Select the lines below containing the word "that".

- Given information:
--- --- ---

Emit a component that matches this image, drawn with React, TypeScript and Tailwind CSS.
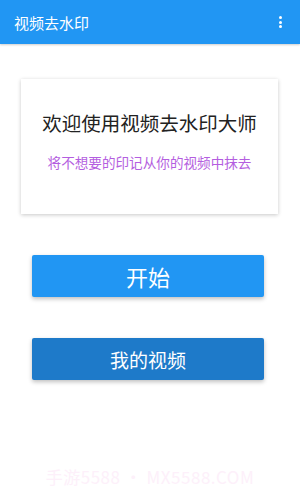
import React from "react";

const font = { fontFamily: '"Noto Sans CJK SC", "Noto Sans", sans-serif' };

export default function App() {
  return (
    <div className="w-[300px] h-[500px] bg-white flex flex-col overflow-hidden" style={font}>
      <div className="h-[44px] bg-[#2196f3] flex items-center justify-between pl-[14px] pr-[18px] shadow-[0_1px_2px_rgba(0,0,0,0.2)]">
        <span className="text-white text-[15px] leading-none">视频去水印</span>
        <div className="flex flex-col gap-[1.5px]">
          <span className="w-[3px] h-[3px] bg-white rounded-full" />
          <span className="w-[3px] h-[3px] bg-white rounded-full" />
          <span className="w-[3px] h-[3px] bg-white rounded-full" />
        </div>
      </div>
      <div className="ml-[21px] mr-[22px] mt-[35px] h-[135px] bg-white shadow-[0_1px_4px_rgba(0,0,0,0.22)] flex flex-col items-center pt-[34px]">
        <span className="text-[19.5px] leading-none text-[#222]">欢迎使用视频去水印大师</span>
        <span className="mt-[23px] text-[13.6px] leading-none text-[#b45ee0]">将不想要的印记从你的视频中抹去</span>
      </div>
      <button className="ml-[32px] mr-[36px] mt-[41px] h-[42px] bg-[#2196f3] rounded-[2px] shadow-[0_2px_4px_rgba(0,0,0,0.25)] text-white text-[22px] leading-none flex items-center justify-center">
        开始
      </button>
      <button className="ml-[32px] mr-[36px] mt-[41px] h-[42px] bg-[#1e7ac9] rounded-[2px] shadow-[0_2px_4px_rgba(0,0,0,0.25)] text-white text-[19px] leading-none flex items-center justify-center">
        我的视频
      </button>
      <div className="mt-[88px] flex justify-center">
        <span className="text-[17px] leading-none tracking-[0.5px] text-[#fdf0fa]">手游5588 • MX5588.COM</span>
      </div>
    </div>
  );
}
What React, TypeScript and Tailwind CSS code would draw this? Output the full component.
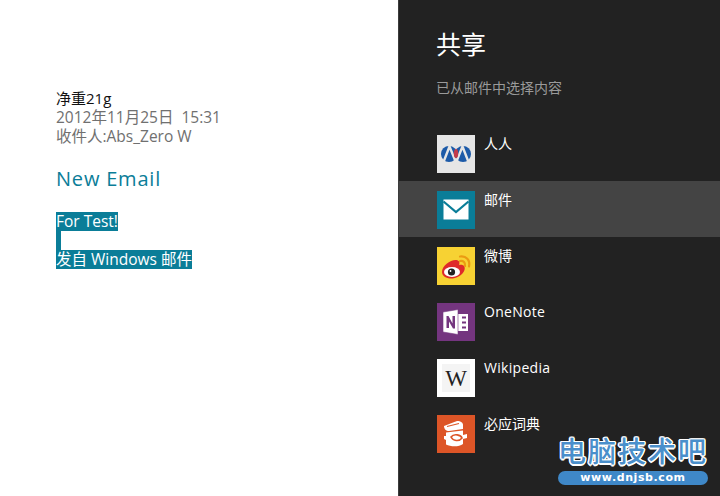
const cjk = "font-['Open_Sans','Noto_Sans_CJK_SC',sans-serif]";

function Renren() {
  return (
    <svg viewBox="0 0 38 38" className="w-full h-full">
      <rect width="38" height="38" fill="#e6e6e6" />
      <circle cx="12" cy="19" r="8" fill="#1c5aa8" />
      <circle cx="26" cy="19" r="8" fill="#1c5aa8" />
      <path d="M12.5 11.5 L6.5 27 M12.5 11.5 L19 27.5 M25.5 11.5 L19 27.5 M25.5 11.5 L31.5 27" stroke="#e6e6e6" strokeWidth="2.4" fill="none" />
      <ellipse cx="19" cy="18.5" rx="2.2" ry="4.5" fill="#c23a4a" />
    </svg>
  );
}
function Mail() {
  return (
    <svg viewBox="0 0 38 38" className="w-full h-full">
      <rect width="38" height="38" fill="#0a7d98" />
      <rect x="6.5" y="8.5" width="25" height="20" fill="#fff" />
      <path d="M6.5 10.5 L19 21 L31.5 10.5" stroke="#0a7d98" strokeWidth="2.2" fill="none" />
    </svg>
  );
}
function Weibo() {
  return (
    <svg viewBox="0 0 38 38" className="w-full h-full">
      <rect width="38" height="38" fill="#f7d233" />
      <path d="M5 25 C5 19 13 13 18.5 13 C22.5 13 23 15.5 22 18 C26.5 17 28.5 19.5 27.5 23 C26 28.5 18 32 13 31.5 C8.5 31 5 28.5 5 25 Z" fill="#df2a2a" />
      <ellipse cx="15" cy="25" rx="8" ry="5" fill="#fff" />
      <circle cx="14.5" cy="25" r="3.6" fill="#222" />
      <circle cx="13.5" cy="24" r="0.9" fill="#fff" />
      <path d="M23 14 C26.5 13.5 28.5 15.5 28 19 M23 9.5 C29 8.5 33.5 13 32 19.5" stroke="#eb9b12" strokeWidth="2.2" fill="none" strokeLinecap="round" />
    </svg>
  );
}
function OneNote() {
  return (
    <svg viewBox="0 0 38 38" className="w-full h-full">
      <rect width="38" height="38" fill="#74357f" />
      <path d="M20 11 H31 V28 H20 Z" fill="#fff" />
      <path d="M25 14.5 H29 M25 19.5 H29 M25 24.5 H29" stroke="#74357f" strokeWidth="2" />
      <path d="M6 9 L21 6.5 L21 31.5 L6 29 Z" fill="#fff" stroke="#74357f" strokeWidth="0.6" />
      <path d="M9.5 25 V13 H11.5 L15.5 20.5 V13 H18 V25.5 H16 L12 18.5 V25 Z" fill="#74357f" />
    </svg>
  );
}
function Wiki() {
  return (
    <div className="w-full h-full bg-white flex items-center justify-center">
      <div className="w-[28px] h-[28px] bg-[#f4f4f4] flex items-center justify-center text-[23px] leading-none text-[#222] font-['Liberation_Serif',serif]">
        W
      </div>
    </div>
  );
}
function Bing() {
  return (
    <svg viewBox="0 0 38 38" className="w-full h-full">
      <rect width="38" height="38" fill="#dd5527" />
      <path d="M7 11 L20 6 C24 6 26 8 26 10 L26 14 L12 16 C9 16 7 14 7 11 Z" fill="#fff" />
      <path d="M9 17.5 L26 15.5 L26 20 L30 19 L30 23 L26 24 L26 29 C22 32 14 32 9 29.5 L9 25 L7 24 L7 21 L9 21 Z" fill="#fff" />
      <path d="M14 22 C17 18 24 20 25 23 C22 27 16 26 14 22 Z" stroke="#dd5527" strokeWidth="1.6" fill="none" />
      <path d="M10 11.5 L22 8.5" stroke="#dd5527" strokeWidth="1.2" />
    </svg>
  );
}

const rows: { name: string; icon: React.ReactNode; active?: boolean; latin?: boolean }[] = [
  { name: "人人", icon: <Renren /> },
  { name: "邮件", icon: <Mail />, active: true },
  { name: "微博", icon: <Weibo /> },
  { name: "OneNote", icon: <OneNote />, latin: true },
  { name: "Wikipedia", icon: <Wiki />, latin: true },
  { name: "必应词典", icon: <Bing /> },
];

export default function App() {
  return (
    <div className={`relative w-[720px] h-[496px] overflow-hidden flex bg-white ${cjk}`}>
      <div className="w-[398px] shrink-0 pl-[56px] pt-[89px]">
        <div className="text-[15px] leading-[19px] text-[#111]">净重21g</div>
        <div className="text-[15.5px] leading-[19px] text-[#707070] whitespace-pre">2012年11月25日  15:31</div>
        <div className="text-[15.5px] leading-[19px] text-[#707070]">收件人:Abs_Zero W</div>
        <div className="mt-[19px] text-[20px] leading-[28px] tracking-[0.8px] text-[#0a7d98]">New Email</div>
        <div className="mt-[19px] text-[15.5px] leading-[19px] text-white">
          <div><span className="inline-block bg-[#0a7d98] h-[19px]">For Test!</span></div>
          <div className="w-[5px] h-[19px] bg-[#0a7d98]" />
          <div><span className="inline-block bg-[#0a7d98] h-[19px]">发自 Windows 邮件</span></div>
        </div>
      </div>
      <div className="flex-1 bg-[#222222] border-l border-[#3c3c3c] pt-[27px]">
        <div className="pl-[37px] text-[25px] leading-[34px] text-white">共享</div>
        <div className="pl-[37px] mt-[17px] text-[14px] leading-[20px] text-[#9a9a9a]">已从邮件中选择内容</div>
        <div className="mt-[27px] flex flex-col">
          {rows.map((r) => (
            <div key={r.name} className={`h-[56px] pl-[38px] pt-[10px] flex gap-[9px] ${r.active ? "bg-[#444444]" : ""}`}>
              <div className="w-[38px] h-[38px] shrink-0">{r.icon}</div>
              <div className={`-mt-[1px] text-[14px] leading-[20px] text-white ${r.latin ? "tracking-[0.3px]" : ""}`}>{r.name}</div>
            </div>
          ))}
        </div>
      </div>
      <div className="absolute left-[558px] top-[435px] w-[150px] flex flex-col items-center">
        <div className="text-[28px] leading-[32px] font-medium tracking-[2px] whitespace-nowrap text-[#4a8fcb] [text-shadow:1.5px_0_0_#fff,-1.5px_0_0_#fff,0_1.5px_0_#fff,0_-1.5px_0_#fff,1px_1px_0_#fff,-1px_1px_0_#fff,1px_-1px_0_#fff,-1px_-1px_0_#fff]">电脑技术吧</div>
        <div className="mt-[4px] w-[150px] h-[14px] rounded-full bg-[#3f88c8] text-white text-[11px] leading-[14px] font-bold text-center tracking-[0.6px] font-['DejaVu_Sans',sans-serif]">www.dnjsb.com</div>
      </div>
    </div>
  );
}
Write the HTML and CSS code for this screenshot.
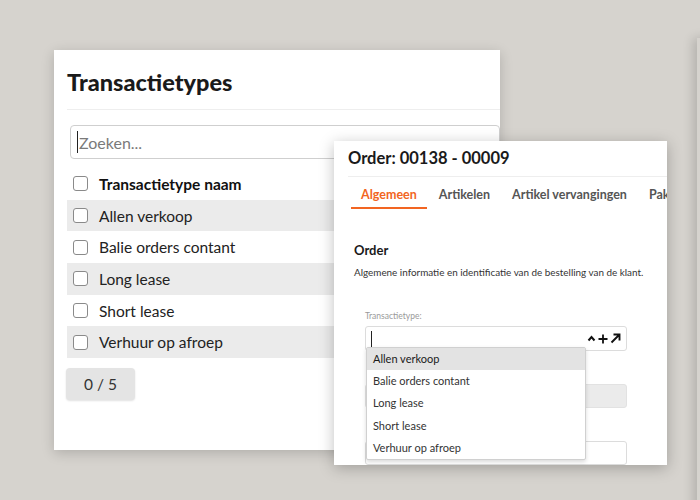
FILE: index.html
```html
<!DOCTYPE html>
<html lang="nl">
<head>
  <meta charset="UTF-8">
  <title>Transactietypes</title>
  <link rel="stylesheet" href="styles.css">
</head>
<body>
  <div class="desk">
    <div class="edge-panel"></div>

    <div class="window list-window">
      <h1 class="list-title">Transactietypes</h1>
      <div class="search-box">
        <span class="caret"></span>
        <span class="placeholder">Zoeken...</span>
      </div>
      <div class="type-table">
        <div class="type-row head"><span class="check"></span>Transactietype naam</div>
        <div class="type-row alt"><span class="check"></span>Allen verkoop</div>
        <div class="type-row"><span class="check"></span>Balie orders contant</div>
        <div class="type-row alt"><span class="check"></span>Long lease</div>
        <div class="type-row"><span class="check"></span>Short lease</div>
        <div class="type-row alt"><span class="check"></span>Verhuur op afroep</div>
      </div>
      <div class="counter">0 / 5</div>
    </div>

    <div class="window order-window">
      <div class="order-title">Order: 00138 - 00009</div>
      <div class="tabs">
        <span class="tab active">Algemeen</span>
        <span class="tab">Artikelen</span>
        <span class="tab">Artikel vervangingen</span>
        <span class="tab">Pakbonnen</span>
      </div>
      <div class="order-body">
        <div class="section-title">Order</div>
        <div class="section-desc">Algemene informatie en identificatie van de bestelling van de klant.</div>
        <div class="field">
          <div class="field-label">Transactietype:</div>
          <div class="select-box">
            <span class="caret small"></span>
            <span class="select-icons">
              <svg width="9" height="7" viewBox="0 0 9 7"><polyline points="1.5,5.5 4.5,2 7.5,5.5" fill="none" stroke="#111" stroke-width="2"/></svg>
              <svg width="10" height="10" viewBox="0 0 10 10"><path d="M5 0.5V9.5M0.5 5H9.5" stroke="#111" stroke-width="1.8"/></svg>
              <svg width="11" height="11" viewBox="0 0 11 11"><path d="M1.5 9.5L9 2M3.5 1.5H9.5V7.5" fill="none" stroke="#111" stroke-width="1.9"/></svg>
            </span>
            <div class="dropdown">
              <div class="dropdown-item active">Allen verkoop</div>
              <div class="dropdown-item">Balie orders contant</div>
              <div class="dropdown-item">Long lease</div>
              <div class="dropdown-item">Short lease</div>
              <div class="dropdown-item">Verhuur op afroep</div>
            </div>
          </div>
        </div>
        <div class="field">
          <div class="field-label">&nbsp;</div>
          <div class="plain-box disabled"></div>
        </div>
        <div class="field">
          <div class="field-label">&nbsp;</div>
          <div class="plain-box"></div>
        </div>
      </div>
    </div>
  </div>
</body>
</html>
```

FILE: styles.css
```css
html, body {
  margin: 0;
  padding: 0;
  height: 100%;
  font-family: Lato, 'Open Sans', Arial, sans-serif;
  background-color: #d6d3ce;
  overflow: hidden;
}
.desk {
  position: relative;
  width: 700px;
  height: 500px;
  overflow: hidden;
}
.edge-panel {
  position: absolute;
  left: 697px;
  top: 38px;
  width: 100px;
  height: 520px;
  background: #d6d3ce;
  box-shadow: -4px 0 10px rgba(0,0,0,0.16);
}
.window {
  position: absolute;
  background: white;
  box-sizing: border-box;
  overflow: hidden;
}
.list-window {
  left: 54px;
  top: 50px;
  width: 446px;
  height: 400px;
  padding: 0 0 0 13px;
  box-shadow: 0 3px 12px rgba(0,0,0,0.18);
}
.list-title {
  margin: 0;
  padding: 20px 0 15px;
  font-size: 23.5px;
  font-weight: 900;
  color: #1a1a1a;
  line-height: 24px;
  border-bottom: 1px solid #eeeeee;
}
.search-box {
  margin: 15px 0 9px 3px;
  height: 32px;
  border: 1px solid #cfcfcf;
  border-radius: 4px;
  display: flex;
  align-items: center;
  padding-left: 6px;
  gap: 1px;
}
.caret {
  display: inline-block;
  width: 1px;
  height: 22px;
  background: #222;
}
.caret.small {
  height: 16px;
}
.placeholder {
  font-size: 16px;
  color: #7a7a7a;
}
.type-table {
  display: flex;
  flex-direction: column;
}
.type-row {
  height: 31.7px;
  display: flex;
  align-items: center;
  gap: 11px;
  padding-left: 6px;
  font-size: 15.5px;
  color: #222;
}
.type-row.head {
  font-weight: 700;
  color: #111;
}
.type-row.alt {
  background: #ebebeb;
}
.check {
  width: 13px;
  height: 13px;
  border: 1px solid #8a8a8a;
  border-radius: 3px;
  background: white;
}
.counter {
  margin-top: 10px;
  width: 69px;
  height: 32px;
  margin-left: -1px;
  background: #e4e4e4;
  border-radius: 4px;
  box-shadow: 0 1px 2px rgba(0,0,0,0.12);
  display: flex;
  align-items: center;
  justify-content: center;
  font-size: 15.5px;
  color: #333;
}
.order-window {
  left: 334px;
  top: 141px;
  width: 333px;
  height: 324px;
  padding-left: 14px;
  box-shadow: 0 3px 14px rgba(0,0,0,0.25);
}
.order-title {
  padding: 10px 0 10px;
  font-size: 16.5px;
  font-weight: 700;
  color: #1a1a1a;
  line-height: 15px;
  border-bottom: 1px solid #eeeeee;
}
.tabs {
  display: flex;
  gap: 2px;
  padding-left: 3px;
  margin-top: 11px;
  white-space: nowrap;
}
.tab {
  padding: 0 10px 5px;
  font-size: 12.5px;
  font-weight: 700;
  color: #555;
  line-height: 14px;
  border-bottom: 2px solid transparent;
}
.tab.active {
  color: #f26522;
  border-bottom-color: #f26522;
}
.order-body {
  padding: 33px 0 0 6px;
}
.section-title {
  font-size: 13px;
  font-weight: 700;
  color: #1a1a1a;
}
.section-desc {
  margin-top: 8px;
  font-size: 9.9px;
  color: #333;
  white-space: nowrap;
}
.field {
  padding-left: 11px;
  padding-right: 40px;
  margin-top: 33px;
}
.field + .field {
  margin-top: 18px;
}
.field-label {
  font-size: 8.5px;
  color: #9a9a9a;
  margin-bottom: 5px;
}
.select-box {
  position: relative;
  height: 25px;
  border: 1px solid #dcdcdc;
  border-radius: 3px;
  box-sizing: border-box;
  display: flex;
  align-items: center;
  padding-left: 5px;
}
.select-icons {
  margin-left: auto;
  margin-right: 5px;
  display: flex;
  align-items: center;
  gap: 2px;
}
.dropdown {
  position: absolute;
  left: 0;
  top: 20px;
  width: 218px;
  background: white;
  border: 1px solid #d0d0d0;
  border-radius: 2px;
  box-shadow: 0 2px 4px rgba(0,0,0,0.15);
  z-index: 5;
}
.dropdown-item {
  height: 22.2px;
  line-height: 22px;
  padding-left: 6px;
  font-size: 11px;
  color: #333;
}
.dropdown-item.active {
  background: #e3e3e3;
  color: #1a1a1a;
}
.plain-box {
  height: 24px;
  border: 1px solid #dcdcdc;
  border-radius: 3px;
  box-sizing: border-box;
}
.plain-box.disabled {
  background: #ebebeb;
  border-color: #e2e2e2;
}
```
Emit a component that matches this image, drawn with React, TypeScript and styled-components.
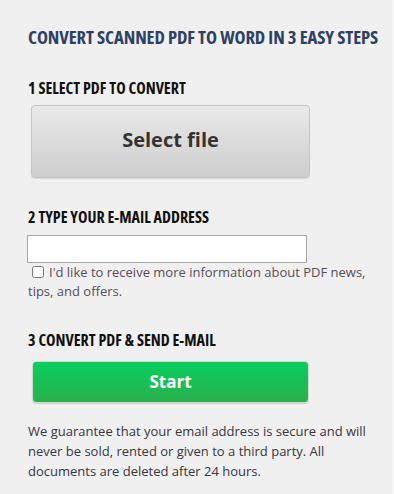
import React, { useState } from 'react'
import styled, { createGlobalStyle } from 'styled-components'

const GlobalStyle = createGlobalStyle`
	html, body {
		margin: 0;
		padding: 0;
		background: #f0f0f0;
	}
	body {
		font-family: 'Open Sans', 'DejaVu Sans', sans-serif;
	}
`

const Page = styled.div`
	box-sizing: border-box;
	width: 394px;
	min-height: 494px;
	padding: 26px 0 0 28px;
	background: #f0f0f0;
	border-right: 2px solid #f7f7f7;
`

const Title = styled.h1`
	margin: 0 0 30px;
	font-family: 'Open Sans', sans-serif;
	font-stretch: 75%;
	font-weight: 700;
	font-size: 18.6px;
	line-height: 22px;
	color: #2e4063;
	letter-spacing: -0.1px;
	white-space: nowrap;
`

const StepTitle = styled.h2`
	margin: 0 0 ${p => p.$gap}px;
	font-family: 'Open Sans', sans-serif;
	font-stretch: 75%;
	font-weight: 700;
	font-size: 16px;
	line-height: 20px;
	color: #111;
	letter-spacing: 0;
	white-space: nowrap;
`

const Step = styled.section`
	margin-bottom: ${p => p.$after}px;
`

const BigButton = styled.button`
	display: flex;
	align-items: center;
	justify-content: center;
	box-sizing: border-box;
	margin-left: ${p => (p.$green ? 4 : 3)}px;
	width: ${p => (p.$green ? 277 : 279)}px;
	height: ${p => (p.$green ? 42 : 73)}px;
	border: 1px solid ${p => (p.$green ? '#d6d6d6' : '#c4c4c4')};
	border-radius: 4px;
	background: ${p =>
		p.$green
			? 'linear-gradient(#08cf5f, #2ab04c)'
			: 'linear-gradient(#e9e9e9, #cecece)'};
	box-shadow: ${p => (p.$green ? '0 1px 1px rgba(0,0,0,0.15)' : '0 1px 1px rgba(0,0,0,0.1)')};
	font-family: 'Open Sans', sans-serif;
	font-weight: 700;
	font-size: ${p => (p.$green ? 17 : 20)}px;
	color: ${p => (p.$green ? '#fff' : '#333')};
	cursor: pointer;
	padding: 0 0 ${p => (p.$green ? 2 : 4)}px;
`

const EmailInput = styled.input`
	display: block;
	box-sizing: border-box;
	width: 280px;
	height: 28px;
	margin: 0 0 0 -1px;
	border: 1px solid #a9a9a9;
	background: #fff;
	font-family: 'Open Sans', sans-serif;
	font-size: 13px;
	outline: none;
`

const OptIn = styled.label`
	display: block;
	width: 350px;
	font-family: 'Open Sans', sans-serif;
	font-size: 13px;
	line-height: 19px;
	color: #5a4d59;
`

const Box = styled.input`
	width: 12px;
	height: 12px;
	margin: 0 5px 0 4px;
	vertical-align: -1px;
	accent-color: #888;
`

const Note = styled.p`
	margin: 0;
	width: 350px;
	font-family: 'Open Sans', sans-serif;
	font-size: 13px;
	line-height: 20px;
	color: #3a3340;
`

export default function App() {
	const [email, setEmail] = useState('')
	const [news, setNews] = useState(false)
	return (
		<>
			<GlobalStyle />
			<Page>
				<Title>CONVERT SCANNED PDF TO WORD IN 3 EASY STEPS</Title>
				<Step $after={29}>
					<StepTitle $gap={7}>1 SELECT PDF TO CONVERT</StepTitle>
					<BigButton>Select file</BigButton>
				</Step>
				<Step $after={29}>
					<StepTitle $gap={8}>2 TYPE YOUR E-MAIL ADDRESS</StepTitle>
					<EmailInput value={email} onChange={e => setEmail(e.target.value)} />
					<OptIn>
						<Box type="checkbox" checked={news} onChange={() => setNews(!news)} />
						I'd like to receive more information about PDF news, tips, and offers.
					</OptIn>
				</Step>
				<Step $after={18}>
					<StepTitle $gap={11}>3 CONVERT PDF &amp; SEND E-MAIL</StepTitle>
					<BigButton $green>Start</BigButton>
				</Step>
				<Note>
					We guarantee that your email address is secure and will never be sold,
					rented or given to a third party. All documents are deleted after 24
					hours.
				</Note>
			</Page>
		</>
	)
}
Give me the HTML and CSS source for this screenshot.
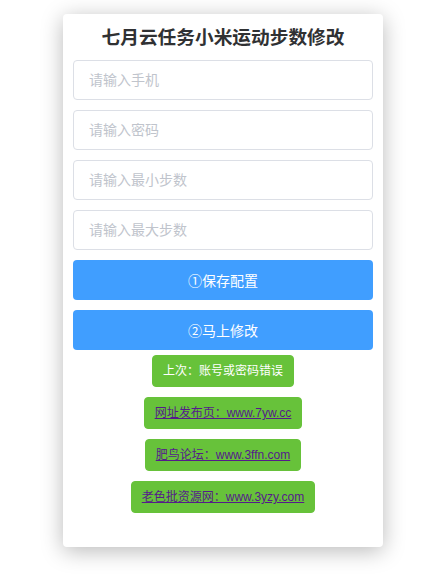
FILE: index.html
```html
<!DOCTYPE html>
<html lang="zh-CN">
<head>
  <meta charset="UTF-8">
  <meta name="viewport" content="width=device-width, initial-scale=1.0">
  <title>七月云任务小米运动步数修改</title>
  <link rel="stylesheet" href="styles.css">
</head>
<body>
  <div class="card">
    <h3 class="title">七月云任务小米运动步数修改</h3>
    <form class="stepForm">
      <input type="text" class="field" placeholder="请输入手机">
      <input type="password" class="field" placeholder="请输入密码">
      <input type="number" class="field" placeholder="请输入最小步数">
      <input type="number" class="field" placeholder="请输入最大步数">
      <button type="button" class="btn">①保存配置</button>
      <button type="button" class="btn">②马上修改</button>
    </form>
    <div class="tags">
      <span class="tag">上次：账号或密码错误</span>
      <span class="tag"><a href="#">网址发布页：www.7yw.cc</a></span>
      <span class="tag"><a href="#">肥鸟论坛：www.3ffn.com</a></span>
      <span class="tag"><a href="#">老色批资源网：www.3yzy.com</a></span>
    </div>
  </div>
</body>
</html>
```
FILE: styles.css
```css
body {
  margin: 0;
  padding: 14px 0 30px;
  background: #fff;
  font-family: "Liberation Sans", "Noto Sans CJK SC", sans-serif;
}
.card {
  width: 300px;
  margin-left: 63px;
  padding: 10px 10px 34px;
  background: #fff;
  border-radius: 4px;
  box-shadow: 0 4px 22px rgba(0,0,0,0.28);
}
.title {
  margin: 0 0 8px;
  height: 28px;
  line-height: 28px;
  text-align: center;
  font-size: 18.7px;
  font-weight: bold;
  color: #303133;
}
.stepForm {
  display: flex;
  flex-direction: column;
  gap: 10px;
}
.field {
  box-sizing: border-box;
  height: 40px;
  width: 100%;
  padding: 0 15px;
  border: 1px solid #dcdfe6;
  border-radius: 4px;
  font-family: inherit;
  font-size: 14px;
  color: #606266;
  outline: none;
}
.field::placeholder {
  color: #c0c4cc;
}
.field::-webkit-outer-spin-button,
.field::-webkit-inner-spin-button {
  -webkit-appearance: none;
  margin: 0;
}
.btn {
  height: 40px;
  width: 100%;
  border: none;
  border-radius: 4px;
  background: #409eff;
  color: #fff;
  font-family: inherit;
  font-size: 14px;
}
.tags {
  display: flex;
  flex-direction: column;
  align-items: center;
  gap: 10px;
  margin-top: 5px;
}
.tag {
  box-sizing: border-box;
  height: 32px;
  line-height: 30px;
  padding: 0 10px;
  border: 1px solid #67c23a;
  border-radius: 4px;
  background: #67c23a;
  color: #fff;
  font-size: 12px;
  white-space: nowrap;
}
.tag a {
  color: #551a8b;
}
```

--- --- ---

- Exercise solution:
Emit a component that matches this image, drawn with React, TypeScript and Tailwind CSS.
Emit a component that matches this image, drawn with React, TypeScript and styled-components.
					We guarantee that your email address is secure and will never be sold,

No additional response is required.